L'uomo allargò un sorriso. «Ne sono felice.»
«Professore. Mi hanno riferito che è richiesto alla sala conferenze» disse Kelly leggendo il suo palmare. «Vogliono parlarle dei nuovi progetti appena terminati.»
«Perfetto. Allora noi andiamo. Morris, tu rimani qui per trascrivere i dati di Shadow riguardo alla sua capacità rigenerativa. Dopo raggiungici. Così lasceremo riposare anche Maria.»
«Certamente professore» Morris salutò il professor Robotnik e Kelly con un leggero inchino e, appena uscirono dalla stanza, si rivolse verso Maria rimanendo in silenzio.
«Perché mi guardi così? Sei inquietante» disse Maria coprendosi con le coperte.
«Perché hai preso le mie difese?» incalzò subito lo scienziato.
«Io non ti affatto difeso. Ho detto solo la verità.»
«Ma di quale verità parli?» Morris si avvicinò al letto incrociando le braccia. «Noi non ci siamo minimamente parlati, anzi non ci siamo nemmeno...»
«Io ho semplicemente detto quello che ho visto» stanca di discutere, la ragazzina si rimboccò le coperte e diede le spalle all'uomo da lei tanto odiato. «Io non sono una bugiarda.»
«Non ti sto dicendo che sei una bugiarda, ti ho chiesto perché lo hai fatto!»
Nessuna risposta.
«Va bene! Fa come ti pare!» Morris Si avviò verso la cella di contenimento imprecando a bassa voce e, presa al volo la cartella di Shadow, iniziò a lavorare. Dopo aver trascritto qualche dato l'uomo si era calmato poté riflettere su quanto accaduto: non riusciva a non pensare alla testimonianza di Maria, la quale aveva affermato più volte che loro due stessero parlando all'Osservatore, ma lui sapeva benissimo che non era successo.

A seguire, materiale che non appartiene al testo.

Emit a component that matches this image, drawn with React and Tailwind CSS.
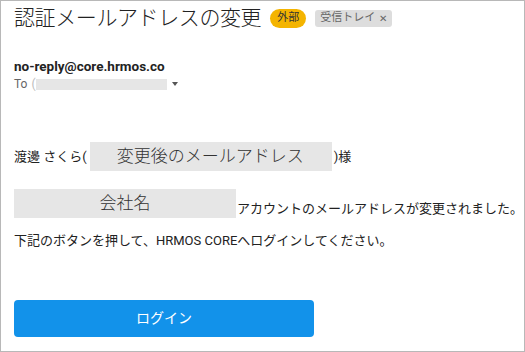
const font = { fontFamily: 'Roboto, "Noto Sans CJK JP", sans-serif' };

export default function App() {
  return (
    <div
      className="w-[525px] h-[352px] bg-white border border-[#b8b8b8] overflow-hidden text-[#222]"
      style={font}
    >
      {/* Subject */}
      <div className="flex items-center pl-[13px] pt-[2px] h-[32px]">
        <h1 className="text-[21px] font-light text-[#222] leading-none tracking-[-0.4px]">
          認証メールアドレスの変更
        </h1>
        <span className="ml-[9px] h-[19px] px-[7px] flex items-center rounded-full bg-[#f4b400] text-[11px] text-[#333]">
          外部
        </span>
        <span className="ml-[9px] h-[17px] px-[5px] flex items-center rounded-[3px] bg-[#dddddd] text-[11px] text-[#666]">
          受信トレイ
          <span className="ml-[4px] text-[10px]">✕</span>
        </span>
      </div>

      {/* Sender */}
      <div className="pl-[13px] pt-[24px]">
        <div className="text-[13.5px] font-bold leading-[18px] text-[#222]">
          no-reply@core.hrmos.co
        </div>
        <div className="flex items-center mt-[2px] h-[14px] text-[12px] text-[#666]">
          <span>To</span>
          <span className="ml-[4px] text-[#bbb]">(</span>
          <span className="w-[131px] h-[11px] bg-[#e6e6e6]"></span>
          <svg className="ml-[5px]" width="6" height="4" viewBox="0 0 6 4">
            <path d="M0 0h6L3 4z" fill="#555" />
          </svg>
        </div>
      </div>

      {/* Body */}
      <div className="pl-[13px] pt-[51px] text-[13px]">
        <div className="flex items-center h-[29px]">
          <span className="pr-[3px]">渡邊 さくら(</span>
          <span className="w-[242px] h-[29px] bg-[#e6e6e6] flex items-center pl-[27px] text-[17px] font-light text-[#333]">
            変更後のメールアドレス
          </span>
          <span className="ml-[2px]">)様</span>
        </div>
        <div className="flex items-end h-[29px] mt-[18px]">
          <span className="w-[222px] h-[29px] bg-[#e6e6e6] flex items-center justify-center text-[17px] font-light text-[#333]">
            会社名
          </span>
          <span className="ml-[1px] leading-[18px]">アカウントのメールアドレスが変更されました。</span>
        </div>
        <div className="mt-[14px] leading-[18px]">
          下記のボタンを押して、HRMOS COREへログインしてください。
        </div>
        <button className="mt-[50px] w-[300px] h-[37px] rounded-[4px] bg-[#1292ea] text-white text-[14px] flex items-center justify-center">
          ログイン
        </button>
      </div>
    </div>
  );
}
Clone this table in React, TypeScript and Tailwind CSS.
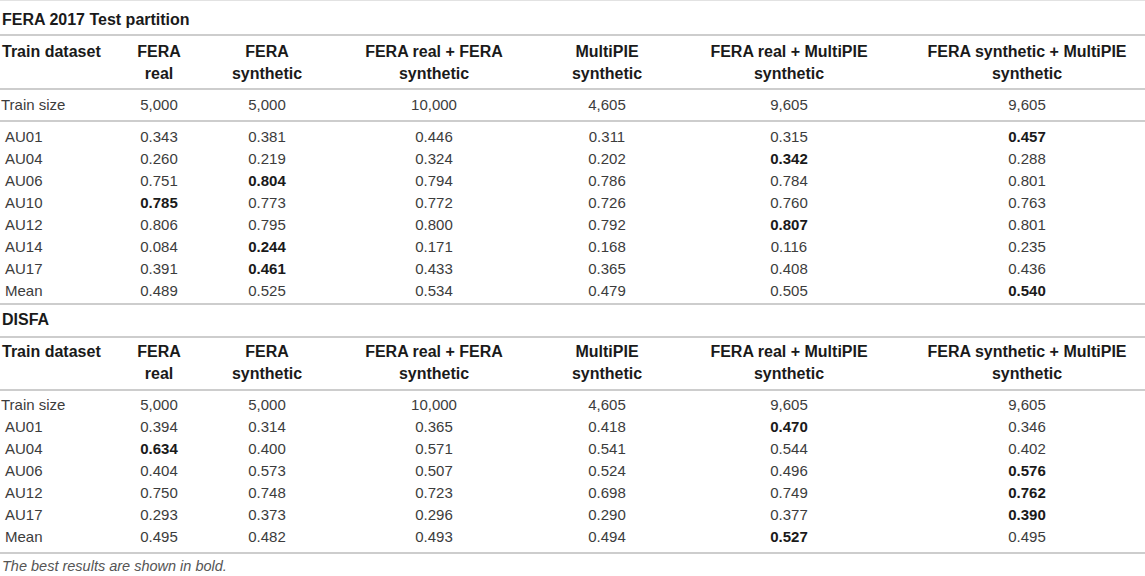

Uscito dalla palestra Morris decise di fare un salto all'Osservatore nell'attesa che Shadow fosse pronto a riprendere gli allenamenti. A pochi metri dall'enorme stanza l'uomo aveva riconosciuto Maria ed era anche pronto ad usare la sua lingua tagliente per stuzzicarla un po', ma ciò che vide lo bloccò nel suo intento: Maria aveva gli occhi fissi nel vuoto, di un azzurro spento e parlava da sola. Morris aveva cercato di ragionare e quindi di capire cosa stesse succedendo e aveva sinceramente sperato che si trattasse di uno scherzo della ragazzina per vendicarsi, ma era come incantata davanti a qualcuno, a... qualcosa.
Purtroppo per lui il suo palmare e una scossa di terremoto gli comunicarono che stava succedendo qualcosa alla palestra e ben presto dovette dimenticarsi di quell'assurda scena. O almeno sperava di poterla dimenticare.
«Mi sono immaginato tutto, vero Maria?» disse Morris più a se stesso che alla ragazzina, scacciando dalla mente ciò che lo preoccupava più del fatto che lei stesse parlando da sola. «Dimmi anche che... non ti ho visto levitare.»

ANGOLO DELL'AUTRICE:
Ed eccoci al diciassettesimo capitolo. Non ho molto da dire a parte che mentre scrivevo il punto di vista di Shadow ho cercato il più possibile di non scoppiare in lacrime. No be'... lacrime no, ma ho provato ad immedesimarmi e spero di averlo espresso anche solo decentemente.
Posso dire quasi con certezza che dopo questo manchino tre capitoli e questa “tortura” avrà finalmente una fine.
Mi scuso nuovamente per il ritardo, ma la mia vita proprio non si decide a darmi tregua...
Detto questo spero il capitolo vi sia piaciuto e ci vediamo alla prossima!